**Requirement**
Count every line that has the word "React". Give the number, without anything more.
- - - - - - -
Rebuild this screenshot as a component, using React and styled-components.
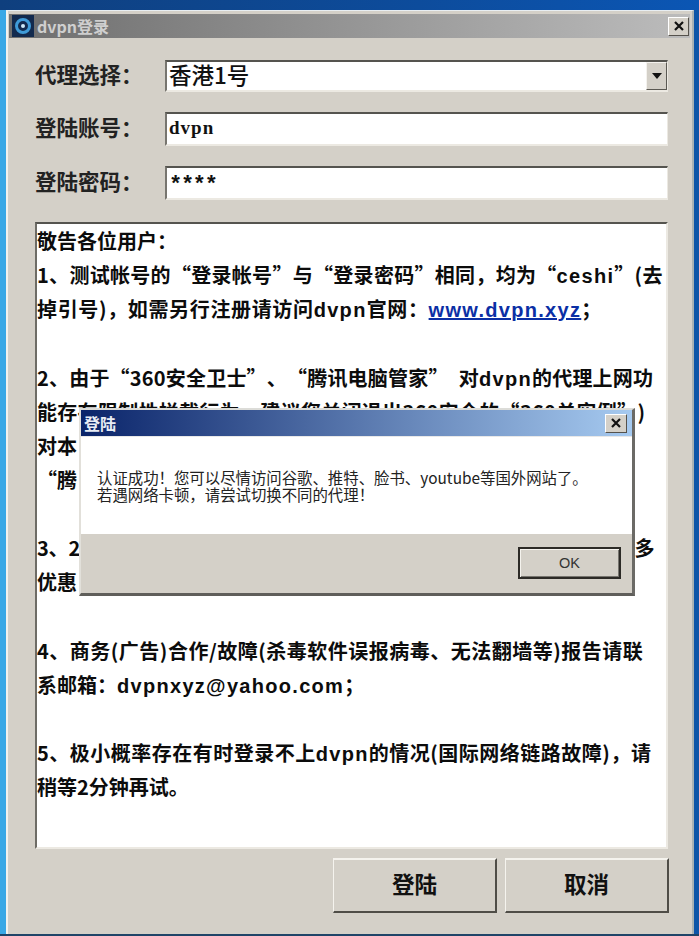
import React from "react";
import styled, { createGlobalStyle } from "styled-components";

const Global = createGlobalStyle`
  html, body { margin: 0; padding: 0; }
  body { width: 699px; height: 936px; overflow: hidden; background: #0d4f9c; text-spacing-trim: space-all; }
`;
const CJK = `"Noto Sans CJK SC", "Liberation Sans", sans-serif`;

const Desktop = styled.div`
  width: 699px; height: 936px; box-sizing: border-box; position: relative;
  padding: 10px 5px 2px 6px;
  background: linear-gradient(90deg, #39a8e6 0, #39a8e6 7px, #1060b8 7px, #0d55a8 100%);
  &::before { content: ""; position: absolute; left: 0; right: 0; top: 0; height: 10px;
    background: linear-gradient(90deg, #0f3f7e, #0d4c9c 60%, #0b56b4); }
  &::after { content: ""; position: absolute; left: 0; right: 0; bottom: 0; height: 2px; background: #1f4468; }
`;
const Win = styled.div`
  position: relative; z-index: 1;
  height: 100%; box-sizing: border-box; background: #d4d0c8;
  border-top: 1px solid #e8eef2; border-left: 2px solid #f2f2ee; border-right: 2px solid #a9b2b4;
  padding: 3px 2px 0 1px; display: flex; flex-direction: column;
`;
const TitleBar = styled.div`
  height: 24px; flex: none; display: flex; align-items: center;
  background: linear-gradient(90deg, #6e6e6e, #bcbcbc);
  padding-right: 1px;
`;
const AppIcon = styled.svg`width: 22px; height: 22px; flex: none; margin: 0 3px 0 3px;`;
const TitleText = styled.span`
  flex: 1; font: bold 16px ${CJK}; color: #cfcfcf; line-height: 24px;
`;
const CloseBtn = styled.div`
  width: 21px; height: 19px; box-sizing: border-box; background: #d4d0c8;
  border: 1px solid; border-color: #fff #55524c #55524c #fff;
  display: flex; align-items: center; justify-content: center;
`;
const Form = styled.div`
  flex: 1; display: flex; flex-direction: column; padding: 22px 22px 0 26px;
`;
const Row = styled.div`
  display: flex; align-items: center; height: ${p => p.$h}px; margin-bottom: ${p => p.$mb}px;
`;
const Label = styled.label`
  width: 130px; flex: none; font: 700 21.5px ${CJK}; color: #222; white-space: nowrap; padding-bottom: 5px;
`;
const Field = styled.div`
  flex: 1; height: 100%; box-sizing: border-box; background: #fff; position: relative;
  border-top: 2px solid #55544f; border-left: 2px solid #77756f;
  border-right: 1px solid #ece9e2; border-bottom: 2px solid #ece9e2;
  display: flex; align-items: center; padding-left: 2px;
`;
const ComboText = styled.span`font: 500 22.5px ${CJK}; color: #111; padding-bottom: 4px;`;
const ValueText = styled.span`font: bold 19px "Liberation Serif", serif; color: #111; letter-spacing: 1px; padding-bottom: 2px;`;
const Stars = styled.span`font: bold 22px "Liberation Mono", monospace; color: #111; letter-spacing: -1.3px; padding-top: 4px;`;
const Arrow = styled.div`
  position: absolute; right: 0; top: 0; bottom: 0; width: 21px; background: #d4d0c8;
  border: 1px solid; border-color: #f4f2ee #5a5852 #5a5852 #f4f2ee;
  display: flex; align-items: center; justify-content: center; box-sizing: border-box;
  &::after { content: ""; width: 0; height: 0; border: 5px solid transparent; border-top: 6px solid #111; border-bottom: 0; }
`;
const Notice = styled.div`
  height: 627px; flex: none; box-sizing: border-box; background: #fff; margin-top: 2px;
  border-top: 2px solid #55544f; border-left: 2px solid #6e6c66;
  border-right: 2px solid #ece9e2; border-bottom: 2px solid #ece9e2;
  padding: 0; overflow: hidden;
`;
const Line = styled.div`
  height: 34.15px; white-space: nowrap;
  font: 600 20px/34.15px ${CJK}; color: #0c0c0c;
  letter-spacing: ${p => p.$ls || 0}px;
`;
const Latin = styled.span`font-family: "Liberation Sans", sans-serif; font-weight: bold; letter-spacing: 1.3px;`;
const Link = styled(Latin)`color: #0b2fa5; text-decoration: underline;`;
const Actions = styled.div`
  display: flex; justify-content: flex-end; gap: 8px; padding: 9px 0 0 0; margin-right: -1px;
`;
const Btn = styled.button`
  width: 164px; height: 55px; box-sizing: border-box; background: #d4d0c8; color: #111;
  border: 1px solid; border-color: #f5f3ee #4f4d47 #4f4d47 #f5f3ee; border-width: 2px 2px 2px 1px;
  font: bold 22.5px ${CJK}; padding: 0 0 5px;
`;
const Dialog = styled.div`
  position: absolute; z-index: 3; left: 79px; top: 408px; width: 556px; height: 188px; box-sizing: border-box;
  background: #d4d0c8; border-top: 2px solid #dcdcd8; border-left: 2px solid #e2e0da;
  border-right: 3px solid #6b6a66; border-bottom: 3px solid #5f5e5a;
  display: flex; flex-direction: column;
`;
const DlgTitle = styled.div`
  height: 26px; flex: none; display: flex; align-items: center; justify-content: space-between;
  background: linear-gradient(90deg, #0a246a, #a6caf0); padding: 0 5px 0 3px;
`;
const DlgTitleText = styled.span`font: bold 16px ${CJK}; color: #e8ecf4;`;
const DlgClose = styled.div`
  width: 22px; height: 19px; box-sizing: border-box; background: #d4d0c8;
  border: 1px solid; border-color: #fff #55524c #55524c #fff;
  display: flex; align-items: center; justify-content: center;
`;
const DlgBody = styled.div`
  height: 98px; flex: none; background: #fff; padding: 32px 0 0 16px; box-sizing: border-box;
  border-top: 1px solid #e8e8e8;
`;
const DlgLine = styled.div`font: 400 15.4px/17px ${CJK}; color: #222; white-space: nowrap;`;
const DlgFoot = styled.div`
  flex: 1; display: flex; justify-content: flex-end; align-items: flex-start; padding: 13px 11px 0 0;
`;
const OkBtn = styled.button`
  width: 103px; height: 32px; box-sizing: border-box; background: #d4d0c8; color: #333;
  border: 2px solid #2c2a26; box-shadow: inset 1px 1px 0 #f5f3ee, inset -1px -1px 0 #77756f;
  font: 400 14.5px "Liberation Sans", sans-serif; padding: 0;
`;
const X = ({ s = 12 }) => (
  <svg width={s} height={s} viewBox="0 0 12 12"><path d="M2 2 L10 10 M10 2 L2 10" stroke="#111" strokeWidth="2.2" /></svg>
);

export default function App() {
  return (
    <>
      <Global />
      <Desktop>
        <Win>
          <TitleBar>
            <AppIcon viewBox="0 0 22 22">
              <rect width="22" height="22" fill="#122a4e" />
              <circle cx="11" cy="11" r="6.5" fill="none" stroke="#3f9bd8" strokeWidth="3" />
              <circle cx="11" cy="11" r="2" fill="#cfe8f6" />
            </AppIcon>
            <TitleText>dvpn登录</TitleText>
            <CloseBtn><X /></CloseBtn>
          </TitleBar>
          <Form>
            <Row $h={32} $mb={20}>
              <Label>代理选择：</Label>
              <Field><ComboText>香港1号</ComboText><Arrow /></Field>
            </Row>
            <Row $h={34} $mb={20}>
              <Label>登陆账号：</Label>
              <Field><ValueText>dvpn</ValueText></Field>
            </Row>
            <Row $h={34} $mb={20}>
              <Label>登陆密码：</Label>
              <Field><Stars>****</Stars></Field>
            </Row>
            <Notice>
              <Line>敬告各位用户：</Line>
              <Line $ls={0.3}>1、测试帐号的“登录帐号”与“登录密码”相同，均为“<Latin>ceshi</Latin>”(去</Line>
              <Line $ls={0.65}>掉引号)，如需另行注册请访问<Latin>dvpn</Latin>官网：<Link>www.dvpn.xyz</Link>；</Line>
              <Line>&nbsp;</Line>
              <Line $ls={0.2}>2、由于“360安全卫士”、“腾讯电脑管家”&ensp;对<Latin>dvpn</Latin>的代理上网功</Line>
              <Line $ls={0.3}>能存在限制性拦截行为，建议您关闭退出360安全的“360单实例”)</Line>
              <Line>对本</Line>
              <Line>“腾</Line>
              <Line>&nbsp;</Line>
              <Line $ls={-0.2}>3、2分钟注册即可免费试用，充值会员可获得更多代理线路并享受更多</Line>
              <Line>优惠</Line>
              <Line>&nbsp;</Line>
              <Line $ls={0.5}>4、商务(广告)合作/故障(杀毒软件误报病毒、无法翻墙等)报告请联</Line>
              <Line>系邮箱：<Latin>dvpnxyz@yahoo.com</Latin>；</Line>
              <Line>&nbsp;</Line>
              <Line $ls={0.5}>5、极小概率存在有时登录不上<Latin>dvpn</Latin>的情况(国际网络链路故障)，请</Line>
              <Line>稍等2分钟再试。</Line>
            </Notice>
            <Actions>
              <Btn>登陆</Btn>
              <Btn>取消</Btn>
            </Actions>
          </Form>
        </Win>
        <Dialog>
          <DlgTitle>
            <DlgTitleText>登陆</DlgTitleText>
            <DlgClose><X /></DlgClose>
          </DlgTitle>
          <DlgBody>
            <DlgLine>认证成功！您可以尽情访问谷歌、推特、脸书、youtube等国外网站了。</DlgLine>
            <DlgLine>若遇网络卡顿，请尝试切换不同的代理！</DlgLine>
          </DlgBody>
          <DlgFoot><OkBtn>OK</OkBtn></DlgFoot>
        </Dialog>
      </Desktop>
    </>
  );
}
- - - - - - -
**Task response**
2